-- TASK DETAILS --
Sort through the data and copy the lines holding the word "React".

[START]

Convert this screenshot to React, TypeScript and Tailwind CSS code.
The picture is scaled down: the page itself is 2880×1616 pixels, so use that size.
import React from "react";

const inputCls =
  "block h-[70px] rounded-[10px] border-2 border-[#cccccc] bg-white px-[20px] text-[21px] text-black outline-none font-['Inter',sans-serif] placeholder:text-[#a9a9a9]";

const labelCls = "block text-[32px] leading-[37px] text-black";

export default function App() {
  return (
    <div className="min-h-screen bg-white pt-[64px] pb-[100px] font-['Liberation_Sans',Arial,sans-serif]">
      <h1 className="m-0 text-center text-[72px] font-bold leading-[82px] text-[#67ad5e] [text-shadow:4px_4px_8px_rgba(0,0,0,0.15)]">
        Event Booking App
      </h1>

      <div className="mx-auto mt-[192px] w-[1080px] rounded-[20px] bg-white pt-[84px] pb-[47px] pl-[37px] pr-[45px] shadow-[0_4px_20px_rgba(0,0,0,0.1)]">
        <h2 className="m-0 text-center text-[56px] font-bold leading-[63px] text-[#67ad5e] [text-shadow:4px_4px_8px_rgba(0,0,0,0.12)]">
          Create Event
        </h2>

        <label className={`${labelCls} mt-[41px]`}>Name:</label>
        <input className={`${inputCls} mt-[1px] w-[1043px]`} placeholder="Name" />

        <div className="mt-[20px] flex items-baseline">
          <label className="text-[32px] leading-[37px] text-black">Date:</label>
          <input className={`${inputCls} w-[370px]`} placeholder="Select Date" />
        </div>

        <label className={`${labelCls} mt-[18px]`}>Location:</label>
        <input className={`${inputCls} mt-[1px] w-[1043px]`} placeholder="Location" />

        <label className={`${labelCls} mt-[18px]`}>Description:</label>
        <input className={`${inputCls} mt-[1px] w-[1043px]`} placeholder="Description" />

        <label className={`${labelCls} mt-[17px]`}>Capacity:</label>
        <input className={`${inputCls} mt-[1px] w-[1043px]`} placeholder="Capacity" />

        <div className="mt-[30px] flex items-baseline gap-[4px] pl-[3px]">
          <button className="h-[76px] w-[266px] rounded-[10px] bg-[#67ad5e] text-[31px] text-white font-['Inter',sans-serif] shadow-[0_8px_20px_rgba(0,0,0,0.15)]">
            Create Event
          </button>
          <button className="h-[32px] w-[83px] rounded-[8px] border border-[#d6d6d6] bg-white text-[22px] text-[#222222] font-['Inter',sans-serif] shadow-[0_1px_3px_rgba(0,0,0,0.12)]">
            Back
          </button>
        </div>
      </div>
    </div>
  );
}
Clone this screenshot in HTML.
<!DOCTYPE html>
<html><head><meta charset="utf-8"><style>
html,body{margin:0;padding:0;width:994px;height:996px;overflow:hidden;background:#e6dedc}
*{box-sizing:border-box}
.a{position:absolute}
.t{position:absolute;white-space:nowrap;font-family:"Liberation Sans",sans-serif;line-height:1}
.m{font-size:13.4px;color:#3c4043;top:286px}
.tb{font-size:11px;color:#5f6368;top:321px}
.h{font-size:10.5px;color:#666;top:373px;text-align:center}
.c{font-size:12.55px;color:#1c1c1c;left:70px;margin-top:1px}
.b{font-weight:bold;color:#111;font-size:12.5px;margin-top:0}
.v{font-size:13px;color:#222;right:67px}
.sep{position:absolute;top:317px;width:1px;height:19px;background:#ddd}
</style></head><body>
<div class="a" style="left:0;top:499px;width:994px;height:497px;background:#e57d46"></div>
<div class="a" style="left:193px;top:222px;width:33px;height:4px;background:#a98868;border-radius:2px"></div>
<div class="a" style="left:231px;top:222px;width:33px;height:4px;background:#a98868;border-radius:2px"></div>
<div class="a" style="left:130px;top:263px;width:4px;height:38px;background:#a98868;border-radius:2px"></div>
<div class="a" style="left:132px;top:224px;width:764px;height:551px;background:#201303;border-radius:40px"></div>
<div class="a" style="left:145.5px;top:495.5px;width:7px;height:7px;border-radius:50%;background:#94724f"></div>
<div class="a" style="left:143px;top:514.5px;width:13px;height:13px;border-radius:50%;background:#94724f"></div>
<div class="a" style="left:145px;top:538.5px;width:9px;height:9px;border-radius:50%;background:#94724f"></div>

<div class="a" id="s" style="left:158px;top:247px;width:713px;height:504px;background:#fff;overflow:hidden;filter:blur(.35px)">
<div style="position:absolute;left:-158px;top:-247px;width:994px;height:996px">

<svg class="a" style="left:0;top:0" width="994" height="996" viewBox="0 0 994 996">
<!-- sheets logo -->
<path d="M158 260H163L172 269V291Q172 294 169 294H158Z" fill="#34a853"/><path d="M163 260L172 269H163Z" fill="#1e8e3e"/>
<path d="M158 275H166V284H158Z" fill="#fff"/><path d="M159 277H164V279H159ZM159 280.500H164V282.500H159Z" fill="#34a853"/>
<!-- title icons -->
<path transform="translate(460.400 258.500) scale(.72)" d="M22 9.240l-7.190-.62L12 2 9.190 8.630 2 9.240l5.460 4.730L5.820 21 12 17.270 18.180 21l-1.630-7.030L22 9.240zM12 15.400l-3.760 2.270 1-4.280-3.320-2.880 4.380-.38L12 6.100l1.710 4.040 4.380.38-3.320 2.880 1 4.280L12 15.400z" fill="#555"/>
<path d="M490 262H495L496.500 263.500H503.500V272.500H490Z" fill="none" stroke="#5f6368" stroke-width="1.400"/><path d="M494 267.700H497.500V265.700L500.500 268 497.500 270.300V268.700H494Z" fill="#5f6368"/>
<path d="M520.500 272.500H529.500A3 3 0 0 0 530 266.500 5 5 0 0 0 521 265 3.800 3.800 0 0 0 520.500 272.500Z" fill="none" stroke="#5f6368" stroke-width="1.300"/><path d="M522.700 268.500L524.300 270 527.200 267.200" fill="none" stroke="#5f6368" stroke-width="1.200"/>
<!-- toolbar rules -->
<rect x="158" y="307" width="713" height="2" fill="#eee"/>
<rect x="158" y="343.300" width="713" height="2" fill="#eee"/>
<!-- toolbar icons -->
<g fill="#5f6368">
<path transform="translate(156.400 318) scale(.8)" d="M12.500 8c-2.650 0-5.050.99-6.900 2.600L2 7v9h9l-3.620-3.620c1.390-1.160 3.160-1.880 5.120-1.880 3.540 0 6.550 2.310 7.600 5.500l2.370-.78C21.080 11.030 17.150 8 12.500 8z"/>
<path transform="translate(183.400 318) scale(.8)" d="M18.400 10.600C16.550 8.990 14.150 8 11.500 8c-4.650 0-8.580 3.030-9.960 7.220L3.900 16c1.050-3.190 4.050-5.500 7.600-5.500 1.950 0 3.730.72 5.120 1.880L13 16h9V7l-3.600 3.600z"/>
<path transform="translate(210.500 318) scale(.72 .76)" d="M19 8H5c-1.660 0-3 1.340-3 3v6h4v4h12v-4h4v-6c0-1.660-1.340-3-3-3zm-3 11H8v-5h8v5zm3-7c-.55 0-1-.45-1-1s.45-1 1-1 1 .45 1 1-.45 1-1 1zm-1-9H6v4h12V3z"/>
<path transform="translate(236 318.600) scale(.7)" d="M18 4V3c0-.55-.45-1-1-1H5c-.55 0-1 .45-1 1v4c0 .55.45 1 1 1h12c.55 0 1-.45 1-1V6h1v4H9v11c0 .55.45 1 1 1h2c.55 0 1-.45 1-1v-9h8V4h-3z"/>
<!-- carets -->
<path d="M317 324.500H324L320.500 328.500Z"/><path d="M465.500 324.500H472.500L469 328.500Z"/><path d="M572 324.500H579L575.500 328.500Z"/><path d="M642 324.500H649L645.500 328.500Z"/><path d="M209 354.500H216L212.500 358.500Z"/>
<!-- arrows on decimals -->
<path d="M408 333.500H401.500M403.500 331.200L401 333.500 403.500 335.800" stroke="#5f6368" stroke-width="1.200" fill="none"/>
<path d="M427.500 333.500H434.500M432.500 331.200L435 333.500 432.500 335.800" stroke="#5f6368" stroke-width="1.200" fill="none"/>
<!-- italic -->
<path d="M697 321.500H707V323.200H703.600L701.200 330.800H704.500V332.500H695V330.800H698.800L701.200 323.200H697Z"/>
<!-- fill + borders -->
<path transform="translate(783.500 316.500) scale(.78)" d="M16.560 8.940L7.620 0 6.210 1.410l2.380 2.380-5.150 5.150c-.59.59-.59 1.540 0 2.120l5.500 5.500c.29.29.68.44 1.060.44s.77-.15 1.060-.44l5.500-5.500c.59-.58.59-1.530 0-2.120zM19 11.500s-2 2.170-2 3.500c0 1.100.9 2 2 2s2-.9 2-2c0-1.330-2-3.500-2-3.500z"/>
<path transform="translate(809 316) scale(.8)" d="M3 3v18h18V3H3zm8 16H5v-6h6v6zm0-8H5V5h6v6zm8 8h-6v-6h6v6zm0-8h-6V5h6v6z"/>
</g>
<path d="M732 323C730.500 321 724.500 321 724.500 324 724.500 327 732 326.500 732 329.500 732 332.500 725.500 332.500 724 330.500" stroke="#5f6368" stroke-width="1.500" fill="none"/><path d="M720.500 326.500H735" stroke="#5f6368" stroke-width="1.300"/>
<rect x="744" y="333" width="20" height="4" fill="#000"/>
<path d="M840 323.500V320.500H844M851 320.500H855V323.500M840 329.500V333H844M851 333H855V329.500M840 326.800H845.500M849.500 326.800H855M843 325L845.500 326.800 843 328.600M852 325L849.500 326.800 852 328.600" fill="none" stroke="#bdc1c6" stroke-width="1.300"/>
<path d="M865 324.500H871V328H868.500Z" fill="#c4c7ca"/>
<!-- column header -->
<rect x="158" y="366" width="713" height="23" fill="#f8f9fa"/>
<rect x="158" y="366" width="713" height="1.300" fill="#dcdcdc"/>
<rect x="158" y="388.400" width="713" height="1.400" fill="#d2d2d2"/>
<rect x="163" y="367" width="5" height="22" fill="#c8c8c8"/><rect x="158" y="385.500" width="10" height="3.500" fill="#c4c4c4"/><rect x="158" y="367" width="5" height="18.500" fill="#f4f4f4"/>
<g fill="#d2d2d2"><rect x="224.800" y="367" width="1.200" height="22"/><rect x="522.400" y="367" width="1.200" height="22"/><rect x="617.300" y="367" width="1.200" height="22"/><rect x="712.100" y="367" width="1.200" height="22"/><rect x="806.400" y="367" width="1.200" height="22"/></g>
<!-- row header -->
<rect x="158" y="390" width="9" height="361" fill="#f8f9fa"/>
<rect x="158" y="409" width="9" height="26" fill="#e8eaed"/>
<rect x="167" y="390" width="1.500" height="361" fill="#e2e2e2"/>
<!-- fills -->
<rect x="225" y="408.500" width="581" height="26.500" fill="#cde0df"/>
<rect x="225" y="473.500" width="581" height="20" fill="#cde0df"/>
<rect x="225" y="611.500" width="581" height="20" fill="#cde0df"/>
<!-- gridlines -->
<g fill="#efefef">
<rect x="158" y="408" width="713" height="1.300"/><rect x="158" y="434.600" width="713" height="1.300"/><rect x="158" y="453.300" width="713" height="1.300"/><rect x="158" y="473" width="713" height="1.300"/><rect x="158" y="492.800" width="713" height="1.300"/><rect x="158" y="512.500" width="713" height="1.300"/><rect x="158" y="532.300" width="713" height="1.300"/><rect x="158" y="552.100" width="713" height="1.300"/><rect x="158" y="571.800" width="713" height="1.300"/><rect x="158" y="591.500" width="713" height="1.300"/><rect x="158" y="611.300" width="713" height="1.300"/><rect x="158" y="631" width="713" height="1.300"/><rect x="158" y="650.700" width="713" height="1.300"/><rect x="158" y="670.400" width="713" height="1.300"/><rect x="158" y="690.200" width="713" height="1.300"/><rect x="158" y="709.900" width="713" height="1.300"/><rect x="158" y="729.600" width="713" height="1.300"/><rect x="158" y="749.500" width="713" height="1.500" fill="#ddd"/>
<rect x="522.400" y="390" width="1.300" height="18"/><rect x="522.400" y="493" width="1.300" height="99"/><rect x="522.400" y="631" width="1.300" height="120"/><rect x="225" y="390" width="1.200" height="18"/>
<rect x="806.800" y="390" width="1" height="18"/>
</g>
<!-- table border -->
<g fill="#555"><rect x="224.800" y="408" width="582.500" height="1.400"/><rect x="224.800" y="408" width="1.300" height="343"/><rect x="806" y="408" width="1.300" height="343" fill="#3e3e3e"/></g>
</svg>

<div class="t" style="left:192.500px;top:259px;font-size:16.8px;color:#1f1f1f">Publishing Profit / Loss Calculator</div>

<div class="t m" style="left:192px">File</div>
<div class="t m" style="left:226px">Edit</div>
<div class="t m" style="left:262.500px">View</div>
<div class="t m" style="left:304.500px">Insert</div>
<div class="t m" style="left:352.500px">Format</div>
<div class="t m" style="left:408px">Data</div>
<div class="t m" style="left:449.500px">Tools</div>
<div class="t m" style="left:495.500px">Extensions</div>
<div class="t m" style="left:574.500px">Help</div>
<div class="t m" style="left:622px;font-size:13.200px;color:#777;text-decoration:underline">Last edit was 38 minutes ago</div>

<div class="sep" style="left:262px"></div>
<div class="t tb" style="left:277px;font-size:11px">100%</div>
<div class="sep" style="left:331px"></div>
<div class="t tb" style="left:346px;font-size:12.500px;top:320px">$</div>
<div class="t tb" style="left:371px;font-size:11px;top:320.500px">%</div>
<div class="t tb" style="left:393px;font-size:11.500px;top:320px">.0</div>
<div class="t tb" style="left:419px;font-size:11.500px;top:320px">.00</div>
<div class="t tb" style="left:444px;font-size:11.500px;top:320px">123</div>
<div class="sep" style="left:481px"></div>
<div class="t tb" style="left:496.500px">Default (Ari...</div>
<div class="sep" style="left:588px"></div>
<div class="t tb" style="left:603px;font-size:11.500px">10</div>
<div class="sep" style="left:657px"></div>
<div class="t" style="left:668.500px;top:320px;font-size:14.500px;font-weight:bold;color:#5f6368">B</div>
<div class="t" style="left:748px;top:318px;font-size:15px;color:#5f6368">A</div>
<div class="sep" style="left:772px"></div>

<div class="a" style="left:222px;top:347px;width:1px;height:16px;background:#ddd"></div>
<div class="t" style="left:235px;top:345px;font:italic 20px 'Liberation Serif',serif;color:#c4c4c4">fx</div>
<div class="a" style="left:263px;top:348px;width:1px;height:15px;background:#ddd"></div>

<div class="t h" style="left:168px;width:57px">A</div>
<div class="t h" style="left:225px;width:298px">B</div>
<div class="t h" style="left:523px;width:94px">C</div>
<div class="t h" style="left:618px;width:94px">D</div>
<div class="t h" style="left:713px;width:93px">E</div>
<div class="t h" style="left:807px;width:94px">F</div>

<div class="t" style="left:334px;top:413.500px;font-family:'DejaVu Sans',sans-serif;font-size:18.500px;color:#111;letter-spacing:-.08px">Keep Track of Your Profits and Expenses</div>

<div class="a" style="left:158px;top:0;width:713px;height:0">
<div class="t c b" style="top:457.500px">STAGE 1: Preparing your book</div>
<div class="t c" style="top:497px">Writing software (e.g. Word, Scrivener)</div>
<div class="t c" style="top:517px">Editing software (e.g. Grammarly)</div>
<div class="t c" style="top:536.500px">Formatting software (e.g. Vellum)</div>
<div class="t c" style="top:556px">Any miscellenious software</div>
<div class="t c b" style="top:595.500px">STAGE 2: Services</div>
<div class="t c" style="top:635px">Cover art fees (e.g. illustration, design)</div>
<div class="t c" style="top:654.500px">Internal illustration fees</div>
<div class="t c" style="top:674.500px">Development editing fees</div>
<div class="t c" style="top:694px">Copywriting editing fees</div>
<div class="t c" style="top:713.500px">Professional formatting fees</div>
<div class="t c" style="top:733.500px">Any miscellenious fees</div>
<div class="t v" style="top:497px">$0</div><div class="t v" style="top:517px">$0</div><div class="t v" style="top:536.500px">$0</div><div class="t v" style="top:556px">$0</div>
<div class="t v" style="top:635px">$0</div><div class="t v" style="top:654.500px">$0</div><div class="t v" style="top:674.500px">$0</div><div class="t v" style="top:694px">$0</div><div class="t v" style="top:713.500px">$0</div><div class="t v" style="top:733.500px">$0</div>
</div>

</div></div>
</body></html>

[END]

-- SOLUTION TO THIS EXERCISE --
Convert this screenshot to React, TypeScript and Tailwind CSS code.
import React from "react";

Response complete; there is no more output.